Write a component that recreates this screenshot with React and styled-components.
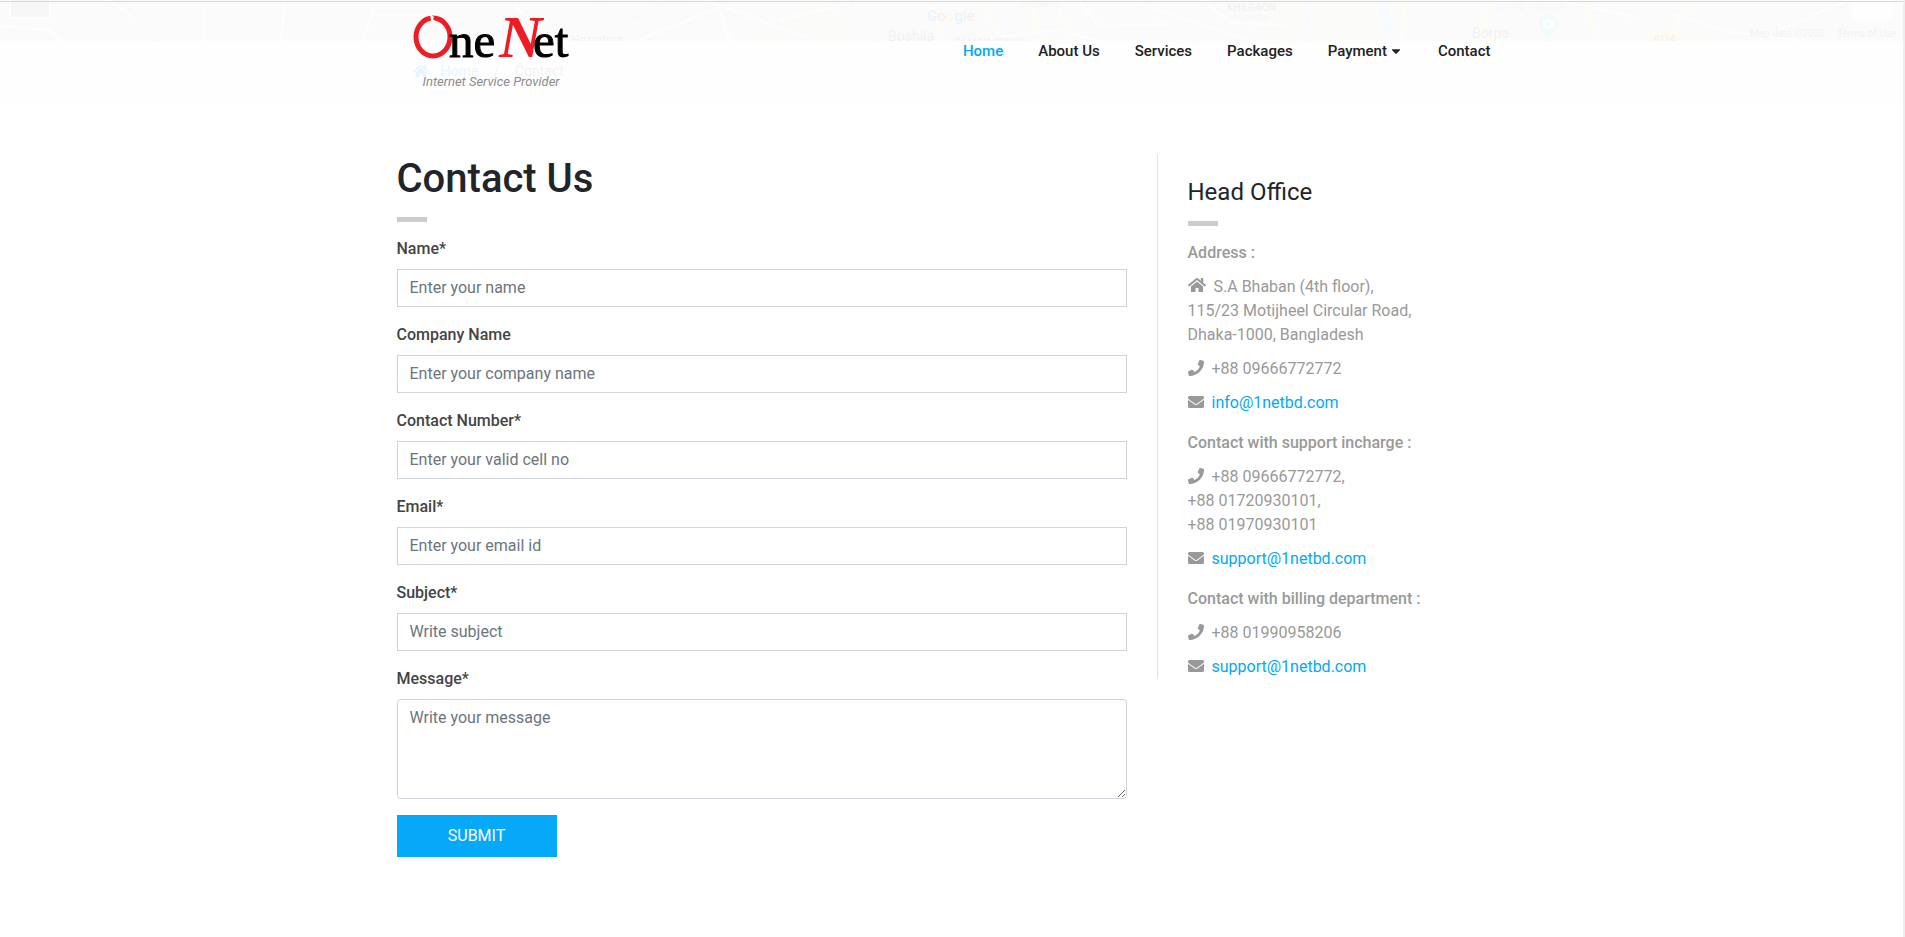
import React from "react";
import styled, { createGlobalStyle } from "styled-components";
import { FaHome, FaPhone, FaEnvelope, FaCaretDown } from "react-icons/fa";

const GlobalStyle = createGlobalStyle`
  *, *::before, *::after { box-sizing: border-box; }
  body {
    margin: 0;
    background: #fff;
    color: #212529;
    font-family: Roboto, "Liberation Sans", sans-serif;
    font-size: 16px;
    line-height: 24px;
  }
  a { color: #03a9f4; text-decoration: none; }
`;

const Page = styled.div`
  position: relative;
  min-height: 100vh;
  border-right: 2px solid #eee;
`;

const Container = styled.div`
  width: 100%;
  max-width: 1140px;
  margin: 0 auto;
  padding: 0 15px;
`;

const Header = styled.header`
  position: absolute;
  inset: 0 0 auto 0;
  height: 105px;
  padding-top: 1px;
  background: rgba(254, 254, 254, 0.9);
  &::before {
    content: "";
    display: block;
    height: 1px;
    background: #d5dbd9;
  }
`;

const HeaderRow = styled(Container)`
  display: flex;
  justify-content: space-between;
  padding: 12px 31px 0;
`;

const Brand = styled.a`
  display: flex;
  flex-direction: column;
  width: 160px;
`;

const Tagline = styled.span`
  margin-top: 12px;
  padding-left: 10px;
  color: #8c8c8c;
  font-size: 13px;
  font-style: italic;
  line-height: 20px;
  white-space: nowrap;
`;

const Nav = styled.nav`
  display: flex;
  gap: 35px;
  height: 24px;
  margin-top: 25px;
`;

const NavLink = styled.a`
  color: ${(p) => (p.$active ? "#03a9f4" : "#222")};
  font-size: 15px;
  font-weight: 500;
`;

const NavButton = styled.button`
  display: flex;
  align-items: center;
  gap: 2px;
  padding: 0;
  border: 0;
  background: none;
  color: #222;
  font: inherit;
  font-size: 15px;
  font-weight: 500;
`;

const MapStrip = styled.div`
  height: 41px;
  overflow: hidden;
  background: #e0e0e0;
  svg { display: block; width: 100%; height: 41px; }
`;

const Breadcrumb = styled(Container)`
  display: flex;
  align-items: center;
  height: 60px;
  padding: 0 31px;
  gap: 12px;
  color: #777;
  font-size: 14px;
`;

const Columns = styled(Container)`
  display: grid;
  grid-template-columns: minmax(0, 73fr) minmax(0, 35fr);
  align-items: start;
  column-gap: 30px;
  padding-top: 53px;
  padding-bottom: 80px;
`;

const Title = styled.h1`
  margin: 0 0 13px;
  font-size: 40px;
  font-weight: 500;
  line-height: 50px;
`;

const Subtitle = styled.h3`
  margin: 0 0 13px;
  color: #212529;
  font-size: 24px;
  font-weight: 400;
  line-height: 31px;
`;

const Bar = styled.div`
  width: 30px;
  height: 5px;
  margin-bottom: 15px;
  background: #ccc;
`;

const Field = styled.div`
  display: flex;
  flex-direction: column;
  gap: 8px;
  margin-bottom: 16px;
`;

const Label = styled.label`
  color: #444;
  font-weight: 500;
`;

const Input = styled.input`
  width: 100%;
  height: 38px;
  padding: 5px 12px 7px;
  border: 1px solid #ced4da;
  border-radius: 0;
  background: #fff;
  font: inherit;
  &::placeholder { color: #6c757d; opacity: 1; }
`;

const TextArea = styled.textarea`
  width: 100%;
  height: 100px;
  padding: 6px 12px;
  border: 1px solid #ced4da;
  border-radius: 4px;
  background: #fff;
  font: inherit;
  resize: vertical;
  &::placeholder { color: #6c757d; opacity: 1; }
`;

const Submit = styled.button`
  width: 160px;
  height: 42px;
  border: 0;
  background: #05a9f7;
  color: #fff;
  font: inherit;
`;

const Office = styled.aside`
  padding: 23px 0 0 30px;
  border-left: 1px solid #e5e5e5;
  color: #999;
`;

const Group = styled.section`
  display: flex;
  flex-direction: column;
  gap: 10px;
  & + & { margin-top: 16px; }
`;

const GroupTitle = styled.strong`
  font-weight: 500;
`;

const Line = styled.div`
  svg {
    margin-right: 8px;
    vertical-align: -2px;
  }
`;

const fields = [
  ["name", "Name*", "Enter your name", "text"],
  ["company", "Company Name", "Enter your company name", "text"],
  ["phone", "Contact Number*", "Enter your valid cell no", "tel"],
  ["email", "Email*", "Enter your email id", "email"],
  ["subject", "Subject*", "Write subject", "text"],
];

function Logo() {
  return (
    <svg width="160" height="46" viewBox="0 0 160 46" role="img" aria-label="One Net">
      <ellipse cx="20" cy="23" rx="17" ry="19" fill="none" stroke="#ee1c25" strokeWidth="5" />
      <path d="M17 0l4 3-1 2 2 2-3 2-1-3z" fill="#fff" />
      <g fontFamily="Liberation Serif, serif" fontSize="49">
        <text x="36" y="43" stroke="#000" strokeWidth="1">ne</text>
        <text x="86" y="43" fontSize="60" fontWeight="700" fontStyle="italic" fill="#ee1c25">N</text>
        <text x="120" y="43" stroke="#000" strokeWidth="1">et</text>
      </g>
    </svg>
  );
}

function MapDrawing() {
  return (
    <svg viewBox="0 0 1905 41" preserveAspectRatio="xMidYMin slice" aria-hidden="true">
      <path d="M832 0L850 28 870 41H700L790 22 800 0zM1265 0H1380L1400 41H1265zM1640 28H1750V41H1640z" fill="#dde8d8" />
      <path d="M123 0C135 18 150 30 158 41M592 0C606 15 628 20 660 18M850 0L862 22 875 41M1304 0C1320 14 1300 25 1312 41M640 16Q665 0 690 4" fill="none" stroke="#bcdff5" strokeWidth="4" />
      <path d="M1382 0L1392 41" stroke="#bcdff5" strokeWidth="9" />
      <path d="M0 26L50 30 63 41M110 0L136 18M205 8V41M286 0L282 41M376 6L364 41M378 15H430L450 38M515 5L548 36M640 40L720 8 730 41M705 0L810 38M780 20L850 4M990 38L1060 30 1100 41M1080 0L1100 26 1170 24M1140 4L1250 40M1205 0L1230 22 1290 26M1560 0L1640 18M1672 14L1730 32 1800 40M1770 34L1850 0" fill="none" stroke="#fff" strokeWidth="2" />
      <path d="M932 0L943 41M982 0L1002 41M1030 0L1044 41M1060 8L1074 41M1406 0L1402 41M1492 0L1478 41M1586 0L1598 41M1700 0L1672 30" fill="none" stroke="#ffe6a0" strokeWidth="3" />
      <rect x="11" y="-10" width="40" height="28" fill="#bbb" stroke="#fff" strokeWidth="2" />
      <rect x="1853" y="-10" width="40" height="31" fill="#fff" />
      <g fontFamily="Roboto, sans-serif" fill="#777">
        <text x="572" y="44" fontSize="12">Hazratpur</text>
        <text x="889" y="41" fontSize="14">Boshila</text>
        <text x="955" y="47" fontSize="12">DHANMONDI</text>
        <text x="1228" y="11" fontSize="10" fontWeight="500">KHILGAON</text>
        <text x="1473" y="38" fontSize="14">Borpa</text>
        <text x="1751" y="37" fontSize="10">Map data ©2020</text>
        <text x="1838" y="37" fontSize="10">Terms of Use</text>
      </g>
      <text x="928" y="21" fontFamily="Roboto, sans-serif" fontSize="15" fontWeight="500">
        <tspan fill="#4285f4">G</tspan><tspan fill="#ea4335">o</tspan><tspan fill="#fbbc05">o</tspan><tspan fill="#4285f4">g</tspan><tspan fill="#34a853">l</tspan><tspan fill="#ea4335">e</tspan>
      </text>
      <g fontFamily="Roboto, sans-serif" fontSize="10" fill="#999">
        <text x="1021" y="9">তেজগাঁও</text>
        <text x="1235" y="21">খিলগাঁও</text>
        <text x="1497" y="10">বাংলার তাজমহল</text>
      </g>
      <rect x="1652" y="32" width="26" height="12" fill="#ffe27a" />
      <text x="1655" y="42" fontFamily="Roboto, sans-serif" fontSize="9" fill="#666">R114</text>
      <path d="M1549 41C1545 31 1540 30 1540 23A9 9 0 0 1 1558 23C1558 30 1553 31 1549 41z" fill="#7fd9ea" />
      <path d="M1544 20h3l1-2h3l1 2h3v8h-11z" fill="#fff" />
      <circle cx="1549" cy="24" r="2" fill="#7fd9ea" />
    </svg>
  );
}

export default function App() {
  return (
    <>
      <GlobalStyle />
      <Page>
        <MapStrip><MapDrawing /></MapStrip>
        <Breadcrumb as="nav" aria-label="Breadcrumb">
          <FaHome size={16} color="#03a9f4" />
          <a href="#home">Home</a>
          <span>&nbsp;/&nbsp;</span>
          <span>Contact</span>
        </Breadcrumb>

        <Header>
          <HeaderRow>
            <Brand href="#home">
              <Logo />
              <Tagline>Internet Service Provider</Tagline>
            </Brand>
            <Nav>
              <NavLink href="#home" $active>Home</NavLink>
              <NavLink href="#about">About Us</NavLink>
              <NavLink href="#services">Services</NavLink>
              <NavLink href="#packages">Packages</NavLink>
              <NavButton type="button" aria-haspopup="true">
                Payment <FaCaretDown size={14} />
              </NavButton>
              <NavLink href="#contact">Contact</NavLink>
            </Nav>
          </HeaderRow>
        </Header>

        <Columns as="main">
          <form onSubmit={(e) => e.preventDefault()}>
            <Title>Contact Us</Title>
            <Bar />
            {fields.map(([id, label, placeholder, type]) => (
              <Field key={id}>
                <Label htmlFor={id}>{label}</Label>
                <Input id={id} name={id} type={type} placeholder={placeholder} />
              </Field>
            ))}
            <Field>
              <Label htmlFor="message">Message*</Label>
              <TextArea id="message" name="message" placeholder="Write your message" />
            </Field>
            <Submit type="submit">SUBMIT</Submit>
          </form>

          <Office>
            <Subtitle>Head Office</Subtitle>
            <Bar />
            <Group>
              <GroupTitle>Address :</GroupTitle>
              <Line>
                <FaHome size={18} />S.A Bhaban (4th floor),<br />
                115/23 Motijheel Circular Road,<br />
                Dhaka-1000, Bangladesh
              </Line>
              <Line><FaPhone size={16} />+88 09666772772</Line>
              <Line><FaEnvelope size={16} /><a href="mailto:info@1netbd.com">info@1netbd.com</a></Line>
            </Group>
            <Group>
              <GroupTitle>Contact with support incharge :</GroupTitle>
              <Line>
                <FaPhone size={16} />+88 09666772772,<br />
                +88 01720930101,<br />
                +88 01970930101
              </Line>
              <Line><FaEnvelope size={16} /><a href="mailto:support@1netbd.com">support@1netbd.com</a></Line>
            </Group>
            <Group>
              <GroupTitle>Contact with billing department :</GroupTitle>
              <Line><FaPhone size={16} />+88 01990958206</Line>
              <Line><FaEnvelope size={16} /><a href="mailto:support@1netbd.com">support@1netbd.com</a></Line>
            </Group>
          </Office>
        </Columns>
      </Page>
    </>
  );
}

● ● ●

What to produce: Leave out the pictures and restate, word for word, the lines from the top of the data through the line containing "FaPhone, FaEnvelope, FaCaretDown", both included.

Answer to the task:
Write a component that recreates this screenshot with React and styled-components.
import React from "react";
import styled, { createGlobalStyle } from "styled-components";
import { FaHome, FaPhone, FaEnvelope, FaCaretDown } from "react-icons/fa";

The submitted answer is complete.